━━━ Data ━━━

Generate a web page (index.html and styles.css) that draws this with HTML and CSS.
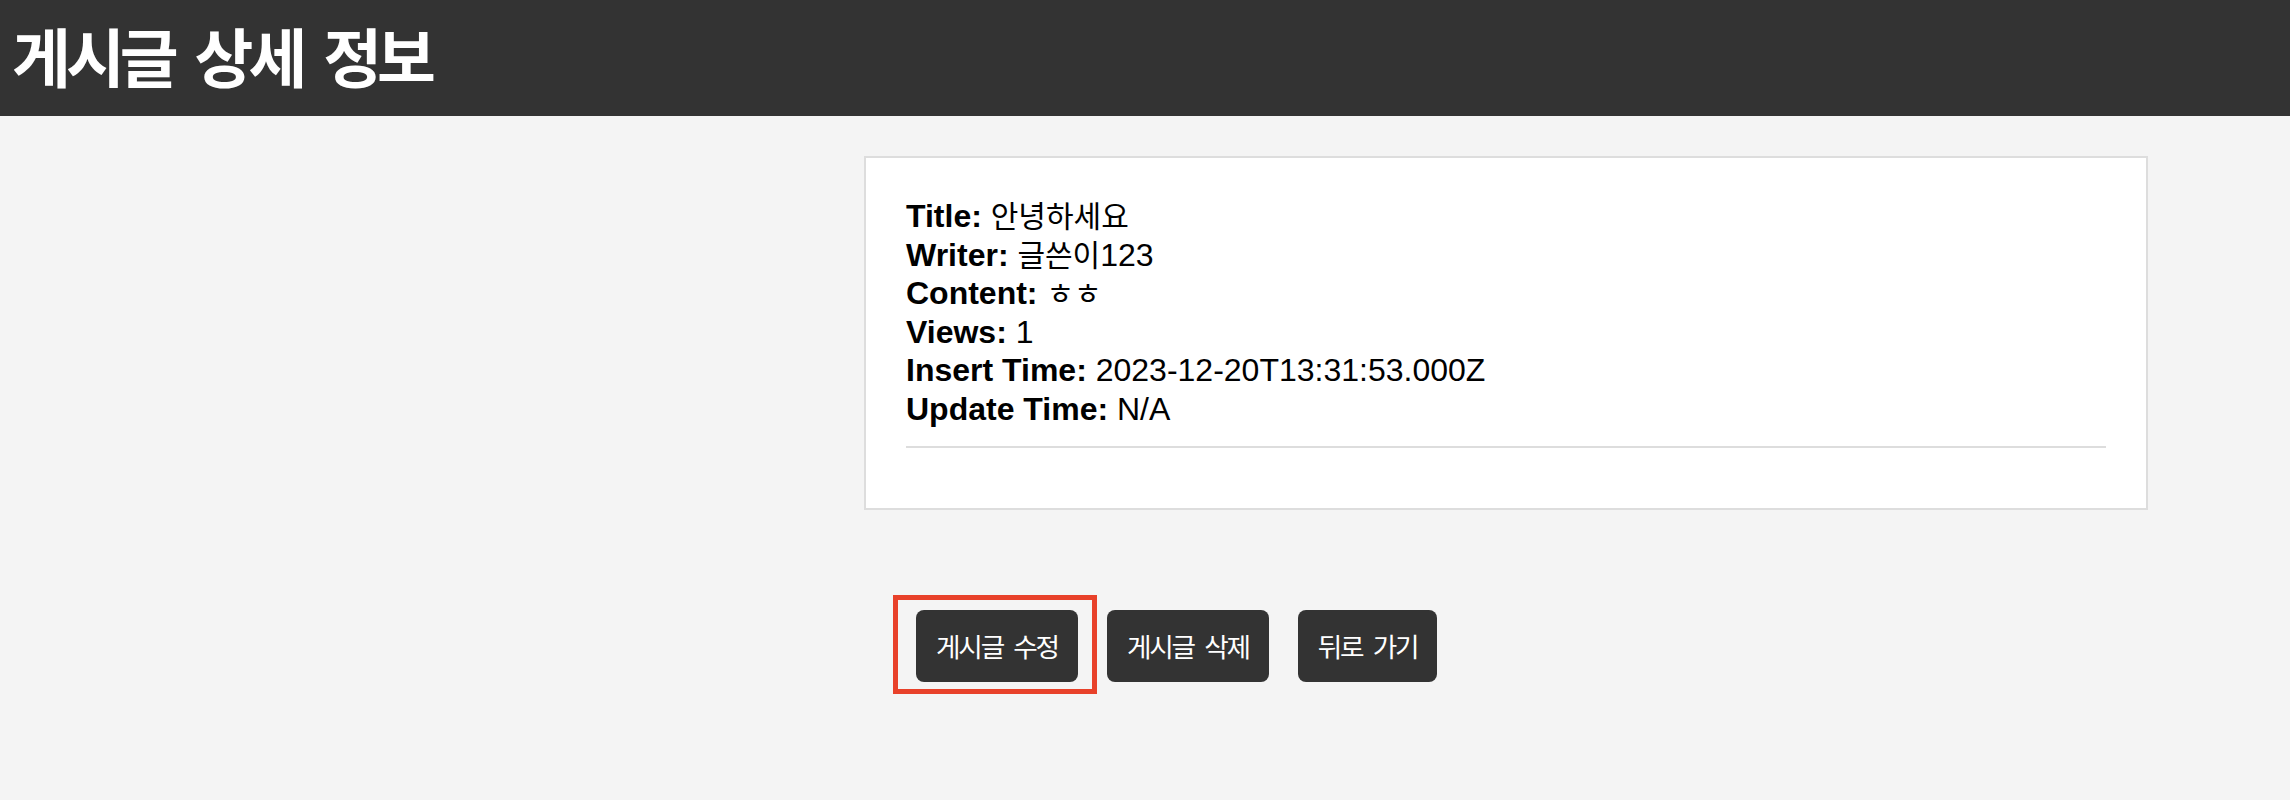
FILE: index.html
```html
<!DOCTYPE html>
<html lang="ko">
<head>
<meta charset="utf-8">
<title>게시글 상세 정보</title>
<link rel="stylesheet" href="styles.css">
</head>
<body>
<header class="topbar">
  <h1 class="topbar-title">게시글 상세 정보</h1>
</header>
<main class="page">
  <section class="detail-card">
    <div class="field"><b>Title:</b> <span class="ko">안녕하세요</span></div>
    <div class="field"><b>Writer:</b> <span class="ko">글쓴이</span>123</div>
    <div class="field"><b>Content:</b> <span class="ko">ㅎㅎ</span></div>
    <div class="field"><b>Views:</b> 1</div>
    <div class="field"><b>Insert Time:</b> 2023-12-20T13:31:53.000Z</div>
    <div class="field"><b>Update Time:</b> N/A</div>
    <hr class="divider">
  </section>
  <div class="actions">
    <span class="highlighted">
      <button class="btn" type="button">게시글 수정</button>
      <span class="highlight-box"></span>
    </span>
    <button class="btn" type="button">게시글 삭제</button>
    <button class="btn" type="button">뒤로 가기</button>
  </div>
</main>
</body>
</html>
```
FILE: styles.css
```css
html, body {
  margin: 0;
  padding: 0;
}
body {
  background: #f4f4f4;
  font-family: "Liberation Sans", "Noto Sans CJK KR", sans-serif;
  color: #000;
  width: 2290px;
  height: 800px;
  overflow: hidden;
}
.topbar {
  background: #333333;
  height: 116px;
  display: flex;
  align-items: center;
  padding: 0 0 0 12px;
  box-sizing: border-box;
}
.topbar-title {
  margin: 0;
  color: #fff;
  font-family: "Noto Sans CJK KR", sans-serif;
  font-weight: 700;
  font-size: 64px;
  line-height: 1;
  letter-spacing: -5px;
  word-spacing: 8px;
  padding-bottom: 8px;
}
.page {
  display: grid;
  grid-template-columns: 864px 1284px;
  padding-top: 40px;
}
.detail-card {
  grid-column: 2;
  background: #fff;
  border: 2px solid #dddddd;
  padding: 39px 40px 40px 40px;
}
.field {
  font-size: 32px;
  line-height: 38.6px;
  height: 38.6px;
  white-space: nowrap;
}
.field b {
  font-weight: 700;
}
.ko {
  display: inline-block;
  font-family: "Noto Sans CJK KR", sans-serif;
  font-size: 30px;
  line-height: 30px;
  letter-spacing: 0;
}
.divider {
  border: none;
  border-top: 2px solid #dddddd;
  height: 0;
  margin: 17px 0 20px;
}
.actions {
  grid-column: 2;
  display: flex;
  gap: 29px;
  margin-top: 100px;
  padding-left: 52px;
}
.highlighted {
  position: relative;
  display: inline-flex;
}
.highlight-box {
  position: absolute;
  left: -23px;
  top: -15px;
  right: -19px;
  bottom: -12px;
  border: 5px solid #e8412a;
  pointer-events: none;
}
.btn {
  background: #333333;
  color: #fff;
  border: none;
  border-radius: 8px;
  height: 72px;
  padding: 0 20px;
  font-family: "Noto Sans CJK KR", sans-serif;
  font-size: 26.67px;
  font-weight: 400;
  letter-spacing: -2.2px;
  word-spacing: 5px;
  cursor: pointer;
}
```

━━━

| Written task |
Give the data again exactly as written, with all pictures left out.

| Written response |
Generate a web page (index.html and styles.css) that draws this with HTML and CSS.
FILE: index.html
```html
<!DOCTYPE html>
<html lang="ko">
<head>
<meta charset="utf-8">
<title>게시글 상세 정보</title>
<link rel="stylesheet" href="styles.css">
</head>
<body>
<header class="topbar">
  <h1 class="topbar-title">게시글 상세 정보</h1>
</header>
<main class="page">
  <section class="detail-card">
    <div class="field"><b>Title:</b> <span class="ko">안녕하세요</span></div>
    <div class="field"><b>Writer:</b> <span class="ko">글쓴이</span>123</div>
    <div class="field"><b>Content:</b> <span class="ko">ㅎㅎ</span></div>
    <div class="field"><b>Views:</b> 1</div>
    <div class="field"><b>Insert Time:</b> 2023-12-20T13:31:53.000Z</div>
    <div class="field"><b>Update Time:</b> N/A</div>
    <hr class="divider">
  </section>
  <div class="actions">
    <span class="highlighted">
      <button class="btn" type="button">게시글 수정</button>
      <span class="highlight-box"></span>
    </span>
    <button class="btn" type="button">게시글 삭제</button>
    <button class="btn" type="button">뒤로 가기</button>
  </div>
</main>
</body>
</html>
```
FILE: styles.css
```css
html, body {
  margin: 0;
  padding: 0;
}
body {
  background: #f4f4f4;
  font-family: "Liberation Sans", "Noto Sans CJK KR", sans-serif;
  color: #000;
  width: 2290px;
  height: 800px;
  overflow: hidden;
}
.topbar {
  background: #333333;
  height: 116px;
  display: flex;
  align-items: center;
  padding: 0 0 0 12px;
  box-sizing: border-box;
}
.topbar-title {
  margin: 0;
  color: #fff;
  font-family: "Noto Sans CJK KR", sans-serif;
  font-weight: 700;
  font-size: 64px;
  line-height: 1;
  letter-spacing: -5px;
  word-spacing: 8px;
  padding-bottom: 8px;
}
.page {
  display: grid;
  grid-template-columns: 864px 1284px;
  padding-top: 40px;
}
.detail-card {
  grid-column: 2;
  background: #fff;
  border: 2px solid #dddddd;
  padding: 39px 40px 40px 40px;
}
.field {
  font-size: 32px;
  line-height: 38.6px;
  height: 38.6px;
  white-space: nowrap;
}
.field b {
  font-weight: 700;
}
.ko {
  display: inline-block;
  font-family: "Noto Sans CJK KR", sans-serif;
  font-size: 30px;
  line-height: 30px;
  letter-spacing: 0;
}
.divider {
  border: none;
  border-top: 2px solid #dddddd;
  height: 0;
  margin: 17px 0 20px;
}
.actions {
  grid-column: 2;
  display: flex;
  gap: 29px;
  margin-top: 100px;
  padding-left: 52px;
}
.highlighted {
  position: relative;
  display: inline-flex;
}
.highlight-box {
  position: absolute;
  left: -23px;
  top: -15px;
  right: -19px;
  bottom: -12px;
  border: 5px solid #e8412a;
  pointer-events: none;
}
.btn {
  background: #333333;
  color: #fff;
  border: none;
  border-radius: 8px;
  height: 72px;
  padding: 0 20px;
  font-family: "Noto Sans CJK KR", sans-serif;
  font-size: 26.67px;
  font-weight: 400;
  letter-spacing: -2.2px;
  word-spacing: 5px;
  cursor: pointer;
}
```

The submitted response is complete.